Have you ever heard of fire cider? I hadn’t until about a year or so ago. It’s a potent traditional remedy for cold and flu season. I wanted to give it a shot this year and see what all the hype was about, and I decided to share it with all of you!
Thankfully, this recipe really is simple to make, and it lasts quite some time. And you may even be able to make it with homegrown produce and herbs!
Traditionally, most families practiced homesteading – running a household that allowed them to be completely or at least partially self-sufficient. Unfortunately in today’s society, most of us have abandoned the idea of homesteading and traded it in for the convenience of grocery stores and imported produce. Now, I’m not saying to go out and buy a goat for your own milk. But I do think some homesteading principles and traditions should be incorporated into everyday life again.

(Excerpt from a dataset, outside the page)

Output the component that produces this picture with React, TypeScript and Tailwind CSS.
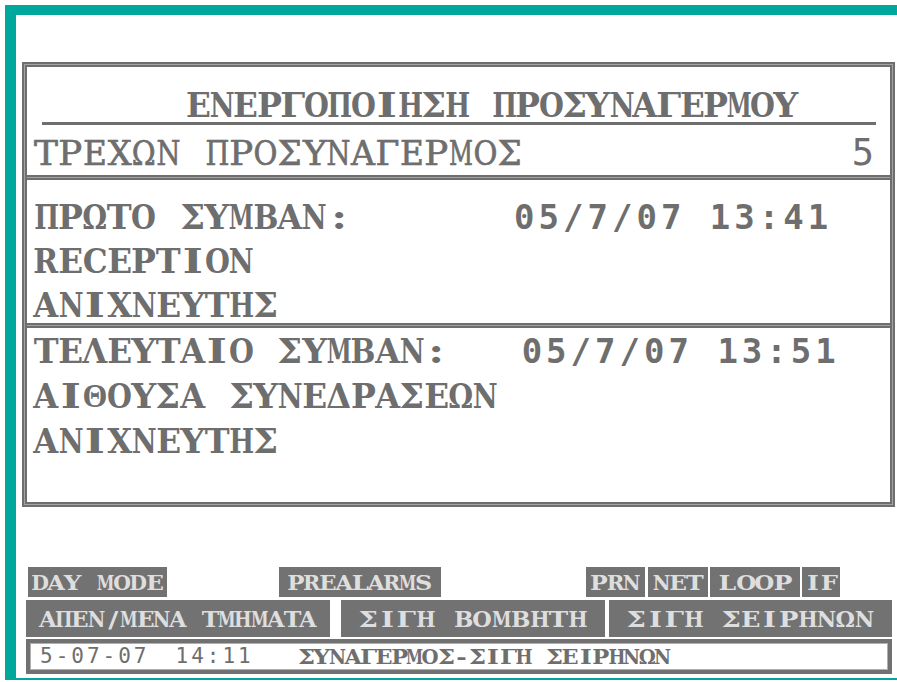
import React from "react";

// Canvas used to read the advance of each glyph so it can be fitted to its cell.
const measureCtx: CanvasRenderingContext2D | null =
  typeof document !== "undefined" ? document.createElement("canvas").getContext("2d") : null;

function glyphScale(ch: string, font: string, target: number, cap: number) {
  if (!measureCtx || ch === " ") return 1;
  measureCtx.font = font;
  const w = measureCtx.measureText(ch).width;
  if (!w) return 1;
  return Math.min(cap, target / w);
}

// Fixed-pitch text: every character sits centred in a cell of equal width,
// with each serif glyph stretched or narrowed to fill the cell evenly.
// Theta is taken from Liberation Serif, whose capital has the full-height bowl.
function Cells({
  text,
  cell,
  cellW,
  size,
  bold,
  fit,
  cap = 1.3,
}: {
  text: string;
  cell: string;
  cellW: number;
  size: number;
  bold: boolean;
  fit: number;
  cap?: number;
}) {
  const weight = bold ? "bold" : "normal";
  return (
    <span className="inline-flex">
      {Array.from(text).map((c, i) => {
        const theta = c === "Θ";
        const font = `${weight} ${size}px ${theta ? '"Liberation Serif"' : '"DejaVu Serif"'}`;
        return (
          <span key={i} className={"inline-flex shrink-0 justify-center " + cell}>
            <span
              className={theta ? "font-['Liberation_Serif',serif]" : ""}
              style={{ transform: `scaleX(${glyphScale(c, font, cellW * fit, cap)})` }}
            >
              {c === " " ? "\u00a0" : c}
            </span>
          </span>
        );
      })}
    </span>
  );
}

function Tag({ text, box, cell, cellW }: { text: string; box: string; cell: string; cellW: number }) {
  return (
    <div className={"flex items-center justify-center bg-[#727272] text-[#dedede] font-bold text-[21px] leading-none " + box}>
      <Cells text={text} cell={cell} cellW={cellW} size={21} bold fit={1.08} cap={1.2} />
    </div>
  );
}

function Key({ text, box, cell, cellW }: { text: string; box: string; cell: string; cellW: number }) {
  return (
    <div className={"flex items-center justify-center bg-[#727272] text-[#dedede] font-bold text-[23px] leading-none " + box}>
      <Cells text={text} cell={cell} cellW={cellW} size={23} bold fit={1.08} cap={1.2} />
    </div>
  );
}

function Divider() {
  return <div className="h-[5px] shrink-0 border-y-2 border-[#6e6e6e] bg-[#a3a3a3]" />;
}

function Line({ text }: { text: string }) {
  return <Cells text={text} cell="w-[24.4px]" cellW={24.4} size={33} bold fit={1.02} />;
}

export default function App() {
  return (
    <div className="w-[897px] h-[682px] overflow-hidden bg-white pl-[5px] pt-[5px] font-['DejaVu_Serif',serif] text-[#6e6e6e]">
      <div className="flex h-[675px] flex-col border-t-[10px] border-l-[11px] border-b-2 border-[#00a89c]">
        {/* alarm panel */}
        <div className="ml-[6px] mt-[47px] w-[873px] border-2 border-[#6e6e6e] bg-[#a3a3a3] p-px">
          <div className="flex flex-col border-2 border-[#6e6e6e] bg-white">
            <div className="flex h-[108px] flex-col">
              <div className="ml-[15px] mr-[14px] mt-[23px] border-b-[3px] border-[#6e6e6e] pl-[145px] text-[33px] font-bold leading-[32px]">
                <Cells text="ΕΝΕΡΓΟΠΟΙΗΣΗ ΠΡΟΣΥΝΑΓΕΡΜΟΥ" cell="w-[23.5px]" cellW={23.5} size={33} bold fit={1.06} />
              </div>
              <div className="mt-[8px] flex items-baseline justify-between pl-[7px] pr-[16px] leading-[40px]">
                <span className="text-[33px] [-webkit-text-stroke:0.7px_#6e6e6e]">
                  <Cells text="ΤΡΕΧΩΝ ΠΡΟΣΥΝΑΓΕΡΜΟΣ" cell="w-[24.4px]" cellW={24.4} size={33} bold={false} fit={0.98} />
                </span>
                <span className="font-['DejaVu_Sans_Mono',monospace] text-[37px]">5</span>
              </div>
            </div>
            <Divider />
            <div className="h-[143px] pl-[7px] pt-[15px] text-[33px] font-bold leading-[44px]">
              <div className="flex items-baseline">
                <Line text="ΠΡΩΤΟ ΣΥΜΒΑΝ:" />
                <span className="ml-[163px] font-['DejaVu_Sans_Mono',monospace] text-[34px] tracking-[4px]">05/7/07 13:41</span>
              </div>
              <div>
                <Line text="RECEPTION" />
              </div>
              <div>
                <Line text="ΑΝΙΧΝΕΥΤΗΣ" />
              </div>
            </div>
            <Divider />
            <div className="h-[174px] pl-[7px] pt-px text-[33px] font-bold leading-[45px]">
              <div className="flex items-baseline">
                <Line text="ΤΕΛΕΥΤΑΙΟ ΣΥΜΒΑΝ:" />
                <span className="ml-[73px] font-['DejaVu_Sans_Mono',monospace] text-[34px] tracking-[4px]">05/7/07 13:51</span>
              </div>
              <div>
                <Line text="ΑΙΘΟΥΣΑ ΣΥΝΕΔΡΑΣΕΩΝ" />
              </div>
              <div>
                <Line text="ΑΝΙΧΝΕΥΤΗΣ" />
              </div>
            </div>
          </div>
        </div>

        {/* status indicators, keys and message line */}
        <div className="ml-[10px] mt-[60px] flex w-[866px] flex-col">
          <div className="ml-[2px] flex h-[30px]">
            <Tag text="DAY MODE" box="w-[139px]" cell="w-[16.4px]" cellW={16.4} />
            <Tag text="PREALARMS" box="ml-[112px] w-[162px]" cell="w-[16px]" cellW={16} />
            <Tag text="PRN" box="ml-[145px] w-[59px]" cell="w-[16.4px]" cellW={16.4} />
            <Tag text="NET" box="ml-[3px] w-[60px]" cell="w-[16.4px]" cellW={16.4} />
            <Tag text="LOOP" box="ml-[2px] w-[90px]" cell="w-[18.5px]" cellW={18.5} />
            <Tag text="IF" box="ml-[2px] w-[38px]" cell="w-[16px]" cellW={16} />
          </div>
          <div className="mt-[3px] flex h-[37px]">
            <Key text="ΑΠΕΝ/ΜΕΝΑ ΤΜΗΜΑΤΑ" box="w-[304px]" cell="w-[16.3px]" cellW={16.3} />
            <Key text="ΣΙΓΗ ΒΟΜΒΗΤΗ" box="ml-[11px] w-[264px]" cell="w-[19px]" cellW={18} />
            <Key text="ΣΙΓΗ ΣΕΙΡΗΝΩΝ" box="ml-[4px] w-[283px]" cell="w-[19px]" cellW={18} />
          </div>
          <div className="mt-[2px] h-[35px] border-4 border-[#717171]">
            <div className="flex h-full items-center border border-[#b0b0b0] bg-white pl-[9px] leading-none">
              <span className="font-['DejaVu_Sans_Mono',monospace] text-[21px] tracking-[3px]">5-07-07</span>
              <span className="ml-[26px] font-['DejaVu_Sans_Mono',monospace] text-[21px] tracking-[3px]">14:11</span>
              <span className="ml-[45px] text-[21px] font-bold">
                <Cells text="ΣΥΝΑΓΕΡΜΟΣ-ΣΙΓΗ ΣΕΙΡΗΝΩΝ" cell="w-[15.5px]" cellW={15.5} size={21} bold fit={1.1} cap={1.2} />
              </span>
            </div>
          </div>
        </div>
      </div>
    </div>
  );
}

I don’t have a big garden right now, so there are only a few herbs that I used that were grown by me. But that’s okay! Don’t let this deter you from trying this remedy. Just be sure to use organic produce so you don’t make a tincture loaded with harmful pesticides.
So, what even is fire cider? It’s a tincture made from infusing potent medicinal plants in apple cider vinegar for a month (yes, one month!), then strained and used as either a daily preventative or a remedy.
You will need:
- 8 cloves of garlic
- 1 small or medium onion
- 1 lemon
- fresh rosemary
- fresh thyme
- 1 hot pepper of your choice
- black peppercorns
- apple cider vinegar
- 1 mason jar
- wax or parchment paper
See why it’s called fire cider? The garlic and onion have a sharp bite on their own, then factor in the hot pepper, peppercorns, ginger, and horseradish? This is definitely going to be spicy!
But that’s exactly what helps the immune system ward off invading pathogens.
Garlic contains allicin, which is a powerful antibacterial and antiviral. Swallowing raw garlic when sick has been used traditionally in many cultures for centuries as an effective cold and flu remedy. For a more in-depth explanation, watch this video that I filmed!
Onion is a nutrient-packed superfood full of vitamin C, B vitamins, zinc, selenium, and antioxidants. It’s been shown that these compounds help boost antiviral properties in the immune system.
Lemon is known to stimulate gentle detoxification. Perfect for getting rid of any bug!
Rosemary and thyme also stimulate the immune system. Actually, thyme extract, thymol, is used in some natural household cleaners for its effectiveness at killing viruses and bacteria.
Black peppercorns help the absorption of vitamins, minerals, and phytonutrients. This is why turmeric supplements often contain black pepper, to help with absorption!
Ginger, horseradish, and turmeric are all anti-inflammatory, antibacterial, and improve circulation. Proper circulation is important for healthy detox, especially when sick.
Apple cider vinegar is used as the medium to infuse these medicinal foods. Make sure to use apple cider vinegar (ACV) with the mother, which is strands of proteins, enzymes, and friendly bacteria. It can also help kill harmful bacteria since it is still vinegar.
I filmed how I made this traditional remedy to show you exactly how it’s made. I didn’t get a chance to find any fresh ginger, horseradish, or turmeric, so I used ground since that’s all I had. Remember, traditional homesteaders only used what they had at the time, so don’t feel bad about skipping one or two ingredients. But I wouldn’t miss out on the garlic, onion, or lemon.
Once the infusion is made, store it in a dark, cool place and shake every 1-2 days for a month. Then, strain the liquid into another jar, seal tight and store in a cool dark place or in the fridge. This will keep for 4-6 weeks.
Take 1 tbsp daily as a preventative or take 1 tbsp 3-4 times per day if you are sick.
Like I said, I’ve never tried fire cider before, but from what I have heard it actually tastes quite good! Some people use it as a salad dressing with some olive oil and honey added.
I hope you try this recipe with me! I look forward to sharing more traditional remedies and homesteading tips with you soon.